** begin DATA SECTION **

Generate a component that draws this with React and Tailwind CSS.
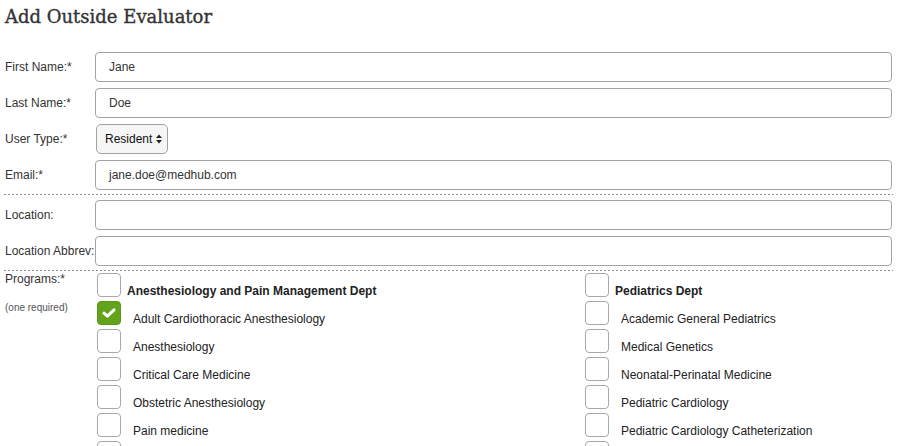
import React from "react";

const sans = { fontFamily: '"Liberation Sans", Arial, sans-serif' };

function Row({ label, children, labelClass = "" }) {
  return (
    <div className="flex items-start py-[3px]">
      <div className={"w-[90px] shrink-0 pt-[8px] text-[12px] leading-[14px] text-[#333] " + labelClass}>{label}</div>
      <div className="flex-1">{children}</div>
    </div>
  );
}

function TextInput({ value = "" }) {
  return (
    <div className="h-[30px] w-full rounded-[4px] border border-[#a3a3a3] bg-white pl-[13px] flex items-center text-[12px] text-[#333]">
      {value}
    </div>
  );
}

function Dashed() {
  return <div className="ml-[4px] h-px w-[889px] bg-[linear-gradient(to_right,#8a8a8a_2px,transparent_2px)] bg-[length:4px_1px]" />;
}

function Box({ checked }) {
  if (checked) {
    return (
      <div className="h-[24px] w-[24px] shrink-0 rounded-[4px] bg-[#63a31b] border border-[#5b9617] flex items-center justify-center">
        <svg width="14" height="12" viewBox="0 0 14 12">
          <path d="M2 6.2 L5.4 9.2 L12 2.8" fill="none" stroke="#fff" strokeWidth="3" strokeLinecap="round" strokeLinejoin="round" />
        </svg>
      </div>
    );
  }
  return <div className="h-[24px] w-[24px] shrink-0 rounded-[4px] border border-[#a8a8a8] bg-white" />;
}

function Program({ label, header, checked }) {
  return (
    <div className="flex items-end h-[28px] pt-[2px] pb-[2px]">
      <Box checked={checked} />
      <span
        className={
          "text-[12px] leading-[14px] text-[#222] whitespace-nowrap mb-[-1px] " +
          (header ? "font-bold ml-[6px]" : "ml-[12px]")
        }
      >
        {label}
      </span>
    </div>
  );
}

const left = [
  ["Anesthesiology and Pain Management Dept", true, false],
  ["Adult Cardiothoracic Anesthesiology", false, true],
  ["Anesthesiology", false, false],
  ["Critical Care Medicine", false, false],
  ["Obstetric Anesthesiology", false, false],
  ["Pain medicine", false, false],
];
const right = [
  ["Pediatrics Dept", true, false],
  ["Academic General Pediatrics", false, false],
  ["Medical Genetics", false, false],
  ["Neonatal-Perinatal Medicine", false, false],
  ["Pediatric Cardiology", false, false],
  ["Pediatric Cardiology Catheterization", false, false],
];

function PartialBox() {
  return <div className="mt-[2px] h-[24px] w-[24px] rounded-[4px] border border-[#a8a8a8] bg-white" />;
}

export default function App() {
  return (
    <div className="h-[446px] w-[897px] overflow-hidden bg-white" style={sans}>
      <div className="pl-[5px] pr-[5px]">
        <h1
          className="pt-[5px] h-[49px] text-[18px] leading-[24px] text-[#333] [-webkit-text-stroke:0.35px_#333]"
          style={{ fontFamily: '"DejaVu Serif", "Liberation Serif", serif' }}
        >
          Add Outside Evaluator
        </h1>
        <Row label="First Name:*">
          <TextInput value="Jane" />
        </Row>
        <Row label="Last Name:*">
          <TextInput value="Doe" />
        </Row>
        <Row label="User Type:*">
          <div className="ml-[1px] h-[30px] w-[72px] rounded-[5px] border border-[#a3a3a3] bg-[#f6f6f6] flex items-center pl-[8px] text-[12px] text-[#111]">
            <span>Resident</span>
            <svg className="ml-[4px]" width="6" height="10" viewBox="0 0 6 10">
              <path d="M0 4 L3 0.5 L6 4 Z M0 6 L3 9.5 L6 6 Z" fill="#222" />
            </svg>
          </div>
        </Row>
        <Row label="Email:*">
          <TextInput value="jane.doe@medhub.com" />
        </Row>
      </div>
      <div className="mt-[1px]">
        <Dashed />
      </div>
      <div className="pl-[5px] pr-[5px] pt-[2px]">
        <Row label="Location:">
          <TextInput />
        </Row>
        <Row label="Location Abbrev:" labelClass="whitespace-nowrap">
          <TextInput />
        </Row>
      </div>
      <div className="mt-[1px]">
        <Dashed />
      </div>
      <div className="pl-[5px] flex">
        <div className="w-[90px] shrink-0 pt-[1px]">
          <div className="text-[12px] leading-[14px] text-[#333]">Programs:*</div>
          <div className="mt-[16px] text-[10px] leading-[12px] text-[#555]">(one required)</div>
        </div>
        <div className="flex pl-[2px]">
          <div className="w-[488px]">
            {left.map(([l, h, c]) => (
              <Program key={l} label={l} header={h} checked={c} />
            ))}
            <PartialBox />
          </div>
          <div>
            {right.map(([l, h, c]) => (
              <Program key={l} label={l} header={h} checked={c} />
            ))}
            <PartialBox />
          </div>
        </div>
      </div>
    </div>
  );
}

** end DATA SECTION **

■ **DO THIS**: Each line of the data is to be duplicated exactly; pictures stay out of the copy.

■ **TASK RESULT**:
Generate a component that draws this with React and Tailwind CSS.
import React from "react";

const sans = { fontFamily: '"Liberation Sans", Arial, sans-serif' };

function Row({ label, children, labelClass = "" }) {
  return (
    <div className="flex items-start py-[3px]">
      <div className={"w-[90px] shrink-0 pt-[8px] text-[12px] leading-[14px] text-[#333] " + labelClass}>{label}</div>
      <div className="flex-1">{children}</div>
    </div>
  );
}

function TextInput({ value = "" }) {
  return (
    <div className="h-[30px] w-full rounded-[4px] border border-[#a3a3a3] bg-white pl-[13px] flex items-center text-[12px] text-[#333]">
      {value}
    </div>
  );
}

function Dashed() {
  return <div className="ml-[4px] h-px w-[889px] bg-[linear-gradient(to_right,#8a8a8a_2px,transparent_2px)] bg-[length:4px_1px]" />;
}

function Box({ checked }) {
  if (checked) {
    return (
      <div className="h-[24px] w-[24px] shrink-0 rounded-[4px] bg-[#63a31b] border border-[#5b9617] flex items-center justify-center">
        <svg width="14" height="12" viewBox="0 0 14 12">
          <path d="M2 6.2 L5.4 9.2 L12 2.8" fill="none" stroke="#fff" strokeWidth="3" strokeLinecap="round" strokeLinejoin="round" />
        </svg>
      </div>
    );
  }
  return <div className="h-[24px] w-[24px] shrink-0 rounded-[4px] border border-[#a8a8a8] bg-white" />;
}

function Program({ label, header, checked }) {
  return (
    <div className="flex items-end h-[28px] pt-[2px] pb-[2px]">
      <Box checked={checked} />
      <span
        className={
          "text-[12px] leading-[14px] text-[#222] whitespace-nowrap mb-[-1px] " +
          (header ? "font-bold ml-[6px]" : "ml-[12px]")
        }
      >
        {label}
      </span>
    </div>
  );
}

const left = [
  ["Anesthesiology and Pain Management Dept", true, false],
  ["Adult Cardiothoracic Anesthesiology", false, true],
  ["Anesthesiology", false, false],
  ["Critical Care Medicine", false, false],
  ["Obstetric Anesthesiology", false, false],
  ["Pain medicine", false, false],
];
const right = [
  ["Pediatrics Dept", true, false],
  ["Academic General Pediatrics", false, false],
  ["Medical Genetics", false, false],
  ["Neonatal-Perinatal Medicine", false, false],
  ["Pediatric Cardiology", false, false],
  ["Pediatric Cardiology Catheterization", false, false],
];

function PartialBox() {
  return <div className="mt-[2px] h-[24px] w-[24px] rounded-[4px] border border-[#a8a8a8] bg-white" />;
}

export default function App() {
  return (
    <div className="h-[446px] w-[897px] overflow-hidden bg-white" style={sans}>
      <div className="pl-[5px] pr-[5px]">
        <h1
          className="pt-[5px] h-[49px] text-[18px] leading-[24px] text-[#333] [-webkit-text-stroke:0.35px_#333]"
          style={{ fontFamily: '"DejaVu Serif", "Liberation Serif", serif' }}
        >
          Add Outside Evaluator
        </h1>
        <Row label="First Name:*">
          <TextInput value="Jane" />
        </Row>
        <Row label="Last Name:*">
          <TextInput value="Doe" />
        </Row>
        <Row label="User Type:*">
          <div className="ml-[1px] h-[30px] w-[72px] rounded-[5px] border border-[#a3a3a3] bg-[#f6f6f6] flex items-center pl-[8px] text-[12px] text-[#111]">
            <span>Resident</span>
            <svg className="ml-[4px]" width="6" height="10" viewBox="0 0 6 10">
              <path d="M0 4 L3 0.5 L6 4 Z M0 6 L3 9.5 L6 6 Z" fill="#222" />
            </svg>
          </div>
        </Row>
        <Row label="Email:*">
          <TextInput value="jane.doe@medhub.com" />
        </Row>
      </div>
      <div className="mt-[1px]">
        <Dashed />
      </div>
      <div className="pl-[5px] pr-[5px] pt-[2px]">
        <Row label="Location:">
          <TextInput />
        </Row>
        <Row label="Location Abbrev:" labelClass="whitespace-nowrap">
          <TextInput />
        </Row>
      </div>
      <div className="mt-[1px]">
        <Dashed />
      </div>
      <div className="pl-[5px] flex">
        <div className="w-[90px] shrink-0 pt-[1px]">
          <div className="text-[12px] leading-[14px] text-[#333]">Programs:*</div>
          <div className="mt-[16px] text-[10px] leading-[12px] text-[#555]">(one required)</div>
        </div>
        <div className="flex pl-[2px]">
          <div className="w-[488px]">
            {left.map(([l, h, c]) => (
              <Program key={l} label={l} header={h} checked={c} />
            ))}
            <PartialBox />
          </div>
          <div>
            {right.map(([l, h, c]) => (
              <Program key={l} label={l} header={h} checked={c} />
            ))}
            <PartialBox />
          </div>
        </div>
      </div>
    </div>
  );
}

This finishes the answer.